Юра спал напряжённо и зло. Снился ему огромный тулуп Евсеича, который вместо карты России висел исподом вверх в кабинете начальника фельдсвязи. Источенный молью, он будто бы оседал, сползал с крепежей этот тулуп-карта и угрожал страшным падением. И непонятен был этот страх, откуда он? Из-за него ли, точно ли из-за этого тулупа? И как бы из другой комнаты, ширмой которой он и являлся с широкими полами, один за другим выходили те, по чьим судьбам были решения и исполнения.

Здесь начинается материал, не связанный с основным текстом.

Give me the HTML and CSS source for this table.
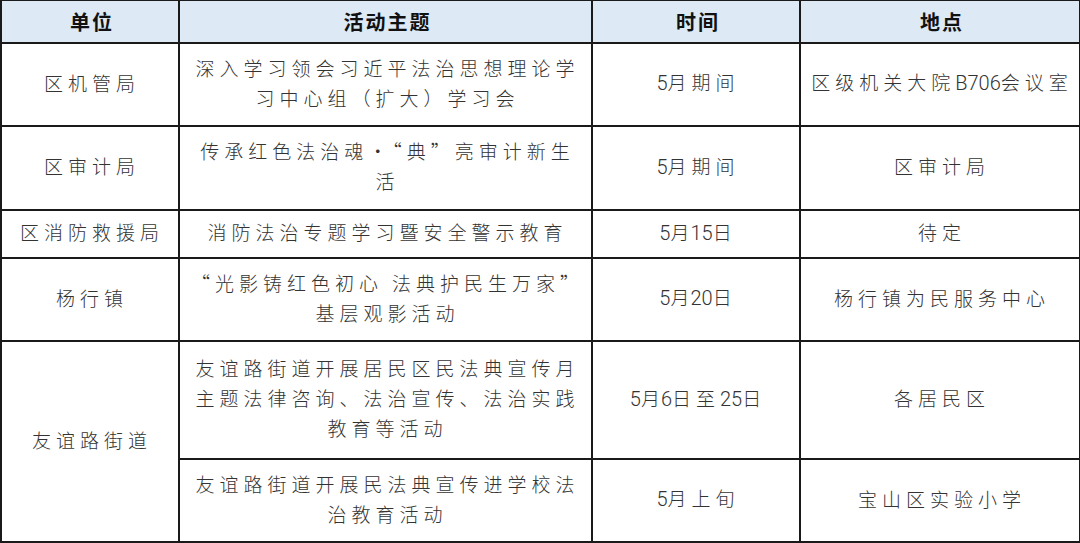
FILE: index.html
```html
<!DOCTYPE html>
<html lang="zh-CN">
<head>
<meta charset="utf-8">
<title>活动安排</title>
<link rel="stylesheet" href="styles.css">
</head>
<body>
<table class="schedule">
  <colgroup>
    <col class="c-unit">
    <col class="c-topic">
    <col class="c-time">
    <col class="c-place">
  </colgroup>
  <thead>
    <tr class="r-head">
      <th>单位</th>
      <th>活动主题</th>
      <th>时间</th>
      <th>地点</th>
    </tr>
  </thead>
  <tbody>
    <tr class="r-1">
      <td>区机管局</td>
      <td>深入学习领会习近平法治思想理论学<br>习中心组（扩大）学习会</td>
      <td><span class="num">5</span>月期间</td>
      <td>区级机关大院<span class="num">B706</span>会议室</td>
    </tr>
    <tr class="r-2">
      <td>区审计局</td>
      <td>传承红色法治魂・“典”亮审计新生<br>活</td>
      <td><span class="num">5</span>月期间</td>
      <td>区审计局</td>
    </tr>
    <tr class="r-3">
      <td>区消防救援局</td>
      <td>消防法治专题学习暨安全警示教育</td>
      <td><span class="num">5</span><span class="tight">月</span><span class="num">15</span>日</td>
      <td>待定</td>
    </tr>
    <tr class="r-4">
      <td>杨行镇</td>
      <td>“光影铸红色初心 法典护民生万家”<br>基层观影活动</td>
      <td><span class="num">5</span><span class="tight">月</span><span class="num">20</span>日</td>
      <td>杨行镇为民服务中心</td>
    </tr>
    <tr class="r-5">
      <td rowspan="2">友谊路街道</td>
      <td>友谊路街道开展居民区民法典宣传月<br>主题法律咨询、法治宣传、法治实践<br>教育等活动</td>
      <td><span class="num">5</span><span class="tight">月</span><span class="num">6</span>日至<span class="num">25</span>日</td>
      <td>各居民区</td>
    </tr>
    <tr class="r-6">
      <td>友谊路街道开展民法典宣传进学校法<br>治教育活动</td>
      <td><span class="num">5</span>月上旬</td>
      <td>宝山区实验小学</td>
    </tr>
  </tbody>
</table>
</body>
</html>
```

FILE: styles.css
```css
html, body {
  margin: 0;
  padding: 0;
  background: #ffffff;
}

.schedule {
  border-collapse: collapse;
  table-layout: fixed;
  width: 1079px;
  font-family: "Noto Sans CJK SC", sans-serif;
  color: #333333;
}

.c-unit { width: 178px; }
.c-topic { width: 413px; }
.c-time { width: 208px; }
.c-place { width: 280px; }

.schedule th,
.schedule td {
  border: 2px solid #1a1a1a;
  text-align: center;
  vertical-align: middle;
  padding: 0 0 0 4px;
}

.schedule th {
  background: #dde9f5;
  font-weight: 700;
  font-size: 20px;
  letter-spacing: 2px;
  color: #111111;
  border-top-width: 1px;
}

.schedule td {
  font-size: 19px;
  font-weight: 300;
  line-height: 30px;
  letter-spacing: 5px;
  padding-bottom: 3px;
}

.num {
  letter-spacing: 0;
  font-family: Roboto, "Liberation Sans", sans-serif;
  font-weight: 300;
  font-size: 20px;
  color: #333333;
}

.tight {
  letter-spacing: 1px;
}

.r-head { height: 42px; }
.r-1 { height: 83px; }
.r-2 { height: 84px; }
.r-3 { height: 48px; }
.r-4 { height: 83px; }
.r-5 { height: 118px; }
.r-6 { height: 83px; }
```
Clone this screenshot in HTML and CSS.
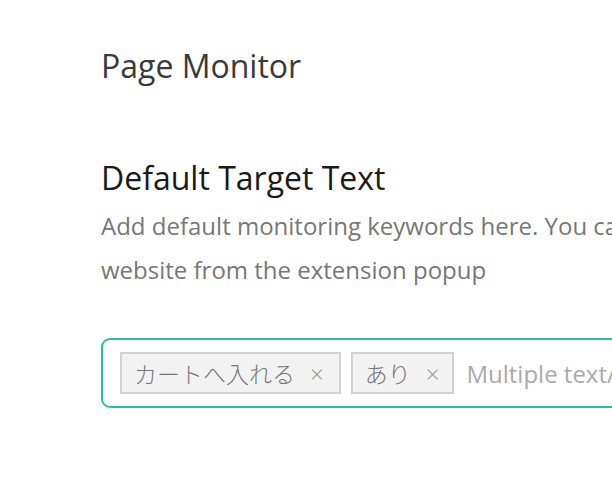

Выходили они друг за другом, пригибаясь под тяжестью отодвинутой полы, и не расстрелянные они были все, а живые…

И во сне он, Юра, всё беспокоился и никак не мог понять, не мог объяснить сам себе, за что же люди так страдали, если всё, даже лучшее в «перестройку-революцию» низвергнуто в прах. Поругано, отнято, поделено теперь по карманам этого тулупа и припрятано в его бездонных подкладках. Присвоено и переименовано. Ради чего люди жертвовали собой? «Не жалея здоровья и самой жизни», — ради того, как сказано в присяге? И только?